Once rehearsals end, we see the start of the tour. We check out the staging for the show and various outfits and things culminate in the band’s first concert in Paris. In rehearsal, we hear part or all of the some tunes. Any that appear in their entirety are marked with an asterisk: ”Bring On the Night/When the World Is Running Down You Make the Best of What’s Still Around”, “If You Love Somebody Set Them Free”, “Low Life”, “Fortress Around My Heart”, “Love Is the Seventh Wave”, “Shadows In the Rain”, “*Consider Me Gone”, “*Driven to Tears”, and “We Work the Black Seam”. Concert shots include part or all of these numbers: “*Shadows in the Rain”, “*Fortress Around Your Heart”, “We Work the Black Seam”, “I Burn For You”, “Children’s Crusade”, “Need Your Love So Bad”, “Roxanne”, “*I Been Down So Long”, “If You Love Somebody Set Them Free”, “Demolition Man”, and “*Message In a Bottle”.
Many people find Sting to be arrogant and pretentious, and those folks will find ample support for their theories in Night. Not that I think the film makes Der Stingle look bad, per se. It all depends on your perspective. If his normal attitude irritates you, then he’ll bug you here. If you don’t mind his haughtiness - which I don’t - then you’ll not run into many problems.
Night occupies some sort of music movie limbo in which it blends various subgenres in various ways. Many of the interview clips consist of the usual happy talk and “we’re the best” blather. To hear the bandmembers speak of it, this group was supposed to totally redefine rock bands. (They didn’t.) Self-confidence is fine, but it’s off-putting to hear Marsalis talk about how this group could kick the asses of anyone else. While they were indeed a fine band, they weren’t the best. Pure musicianship doesn’t automatically make a group great. Heck, the Ramones had about 1/1000th the instrumental skill of these guys, but they were a better band.
Anyway, we get a fair amount of self-praise, but some startlingly honest moments appear as well. Most of those come from manager Copeland. He comes across as a pushy jerk, but he delivers the program’s most revealing moments.
Some of those relate to a subtheme of the show: the musicians’ delusion that they’re in a democracy. At one point, Jones wonders if they’ll ever turn into a real band in which everyone has an equal say. He acts like this is actually a possibility, and some of Copeland’s remarks demonstrate a similar belief. He rants about how the musicians want an equal part of the monetary pie and lays out the reality in blunt terms. It’s a memorable moment, as proven by the fact it’s literally the only line in Night I recalled from my sole screening of the flick almost 20 years ago.

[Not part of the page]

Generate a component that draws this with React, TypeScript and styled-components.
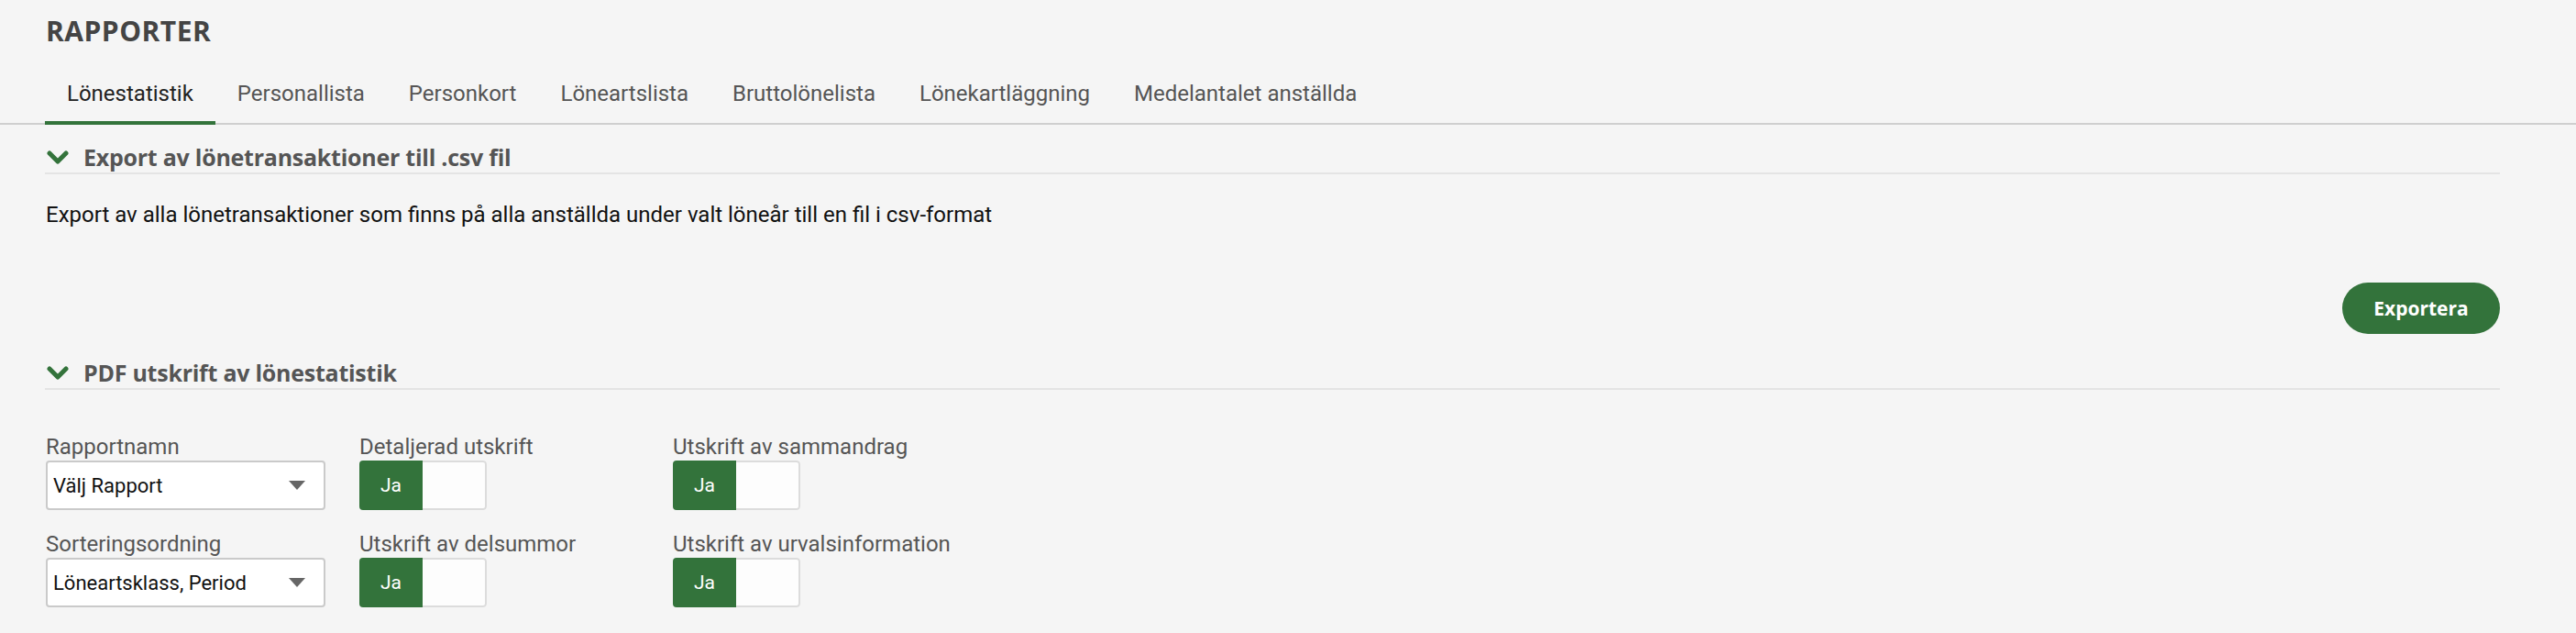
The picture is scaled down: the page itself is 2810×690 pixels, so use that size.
import React from "react";
import styled, { createGlobalStyle } from "styled-components";

const GlobalStyle = createGlobalStyle`
  html, body {
    margin: 0;
    padding: 0;
    background: #f5f5f5;
  }
  body {
    font-family: "Roboto", "Liberation Sans", sans-serif;
  }
`;

const Page = styled.div`
  width: 2810px;
  min-height: 690px;
  background: #f5f5f5;
`;

const TitleBar = styled.div`
  padding: 19px 50px 0;
`;

const Title = styled.h1`
  margin: 0;
  font-family: "Open Sans", sans-serif;
  font-weight: 700;
  font-size: 30px;
  line-height: 30px;
  letter-spacing: 0.5px;
  color: #444;
`;

const TabBar = styled.div`
  display: flex;
  margin-top: 41px;
  padding-left: 49px;
  border-bottom: 2px solid #cfcfcf;
`;

const Tab = styled.div<{ $active?: boolean }>`
  padding: 0 24px 18px;
  margin-bottom: -2px;
  font-size: 24px;
  line-height: 24px;
  color: ${({ $active }) => ($active ? "#222" : "#555")};
  border-bottom: 4px solid ${({ $active }) => ($active ? "#33733b" : "transparent")};
  cursor: pointer;
`;

const Content = styled.div`
  padding: 0 83px 0 49px;
`;

const SectionHeader = styled.div<{ $top: number }>`
  display: flex;
  align-items: center;
  gap: 16px;
  margin-top: ${({ $top }) => $top}px;
  padding: 0 0 4px 2px;
  border-bottom: 2px solid #e4e4e4;
`;

const SectionTitle = styled.h2`
  margin: 0;
  font-family: "Open Sans", sans-serif;
  font-weight: 700;
  font-size: 25px;
  line-height: 25px;
  letter-spacing: -0.25px;
  color: #555;
`;

const Description = styled.p`
  margin: 32px 0 0 1px;
  font-size: 24px;
  line-height: 24px;
  color: #111;
`;

const ButtonRow = styled.div`
  display: flex;
  justify-content: flex-end;
  margin-top: 62px;
`;

const ExportButton = styled.button`
  width: 172px;
  height: 56px;
  border: none;
  border-radius: 28px;
  background: #33733b;
  color: #fff;
  font-family: "Open Sans", sans-serif;
  font-weight: 700;
  font-size: 21px;
  cursor: pointer;
`;

const FormGrid = styled.div`
  display: grid;
  grid-template-columns: 306px 306px 306px;
  column-gap: 36px;
  row-gap: 25px;
  margin-top: 50px;
  padding-left: 1px;
`;

const Field = styled.div`
  display: flex;
  flex-direction: column;
  gap: 3px;
`;

const Label = styled.label`
  font-size: 24px;
  line-height: 24px;
  color: #555;
  white-space: nowrap;
`;

const Select = styled.div`
  box-sizing: border-box;
  display: flex;
  align-items: center;
  justify-content: space-between;
  width: 305px;
  height: 54px;
  padding: 0 20px 0 6px;
  background: #fff;
  border: 2px solid #cacaca;
  border-radius: 4px;
  font-size: 22px;
  color: #111;
`;

const Caret = styled.span`
  width: 0;
  height: 0;
  border-left: 9px solid transparent;
  border-right: 9px solid transparent;
  border-top: 10px solid #666;
`;

const Toggle = styled.div`
  display: flex;
  width: 139px;
  height: 54px;
  border-radius: 4px;
  overflow: hidden;
`;

const ToggleOn = styled.div`
  width: 69px;
  display: flex;
  align-items: center;
  justify-content: center;
  background: #33733b;
  color: #fff;
  font-size: 21px;
`;

const ToggleOff = styled.div`
  flex: 1;
  box-sizing: border-box;
  background: #fdfdfd;
  border: 2px solid #dcdcdc;
  border-left: none;
  border-radius: 0 4px 4px 0;
`;

const Chevron = () => (
  <svg width="24" height="16" viewBox="0 0 24 16">
    <polyline
      points="3,3 12,12 21,3"
      fill="none"
      stroke="#33733b"
      strokeWidth="5"
      strokeLinecap="round"
      strokeLinejoin="round"
    />
  </svg>
);

const tabs = [
  "Lönestatistik",
  "Personallista",
  "Personkort",
  "Löneartslista",
  "Bruttolönelista",
  "Lönekartläggning",
  "Medelantalet anställda",
];

const SelectField = ({ label, value }: { label: string; value: string }) => (
  <Field>
    <Label>{label}</Label>
    <Select>
      <span>{value}</span>
      <Caret />
    </Select>
  </Field>
);

const ToggleField = ({ label }: { label: string }) => (
  <Field>
    <Label>{label}</Label>
    <Toggle>
      <ToggleOn>Ja</ToggleOn>
      <ToggleOff />
    </Toggle>
  </Field>
);

export default function App() {
  return (
    <Page>
      <GlobalStyle />
      <TitleBar>
        <Title>RAPPORTER</Title>
      </TitleBar>
      <TabBar>
        {tabs.map((t, i) => (
          <Tab key={t} $active={i === 0}>
            {t}
          </Tab>
        ))}
      </TabBar>
      <Content>
        <SectionHeader $top={23}>
          <Chevron />
          <SectionTitle>Export av lönetransaktioner till .csv fil</SectionTitle>
        </SectionHeader>
        <Description>
          Export av alla lönetransaktioner som finns på alla anställda under valt löneår till en fil i csv-format
        </Description>
        <ButtonRow>
          <ExportButton>Exportera</ExportButton>
        </ButtonRow>
        <SectionHeader $top={30}>
          <Chevron />
          <SectionTitle>PDF utskrift av lönestatistik</SectionTitle>
        </SectionHeader>
        <FormGrid>
          <SelectField label="Rapportnamn" value="Välj Rapport" />
          <ToggleField label="Detaljerad utskrift" />
          <ToggleField label="Utskrift av sammandrag" />
          <SelectField label="Sorteringsordning" value="Löneartsklass, Period" />
          <ToggleField label="Utskrift av delsummor" />
          <ToggleField label="Utskrift av urvalsinformation" />
        </FormGrid>
      </Content>
    </Page>
  );
}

Copeland also provides the movie’s biggest fight. When he sees Colleen Atwood’s costume designs, he goes off and rants about the lack of color on stage. Again, he does sound like a prick, but it’s an interesting moment to see, as it least it smacks of no-holds-barred reality.
At least bits like that help contrast happy talk such as co-manager Turner’s insane assertion that the Police were probably the best band of all-time. A few other good comments pop up, such as McDonald’s story about her prior job as the receptionist at a whorehouse. Don’t expect a lot of revealing content, though, and we’re stuck with dopey remarks like Sting’s discussion of the extreme racism in the modern music scene. He talks about the lack of crossover: whites buy white music, blacks buy black, and never do the twain meet. He said this at a time when acts like Michael Jackson, Prince and Lionel Richie appealed to fans of all races, so this sounds like little more than an ignorant soundbite.
It’s too bad that Sting doesn’t give us greater insight connected to the split of the Police and his intentions for a solo career. Instead, his comments made this feel like a vanity project, as he clearly felt “I’ve got the best musicians money can buy, so look at how I excel without those other lunkheads to drag me down!” For instance, when he introduces the performers during the news conference, he makes sure we hear who they played with in the past. I think he does this to add street credibility to his own claims to greatness and not for actual informative purposes.
Y’know, when I watched Night, I didn’t think Sting came across too poorly, but the more I reflect on it, the more I think he fared poorly. Partially that’s due to his almost complete lack of a sense of humor. At one point Marsalis jokingly rags on Sting, and while he sort of plays along, he clearly doesn’t enjoy this ribbing.
In addition, we see Sting pose for wacky photographer Max Vadukul. (We know he’s nutty - he wears a fez and dances funny!) My, did I dislike the goofy Vadukul, and even the crazy shutterbug can’t make Sting look loose. Sting can’t simulate whimsy, so his attempts to do so here look forced and unconvincing.
So what does work well in Night? I do like the performance and rehearsal segments. The latter offer the most illuminating aspects of the film. It’s great to see them work through the songs and figure out different elements. We really get to watch the tunes evolve and come together.
The concert performances also provide nice material. Even though most do present full songs, they give us a good look at Sting’s show circa 1985 and offer a solid overview of the material. I did get irritated with some of the interruptions, though, especially when they fell in the middle of numbers.
As a combination of documentary and concert flick, Bring On the Night doesn’t prove consistently satisfying. It’s not upfront enough about various issues to be totally worthwhile in that domain, and it does feature enough live material to fully present that side of things. Despite some issues, however, it comes across as generally entertaining and worthwhile.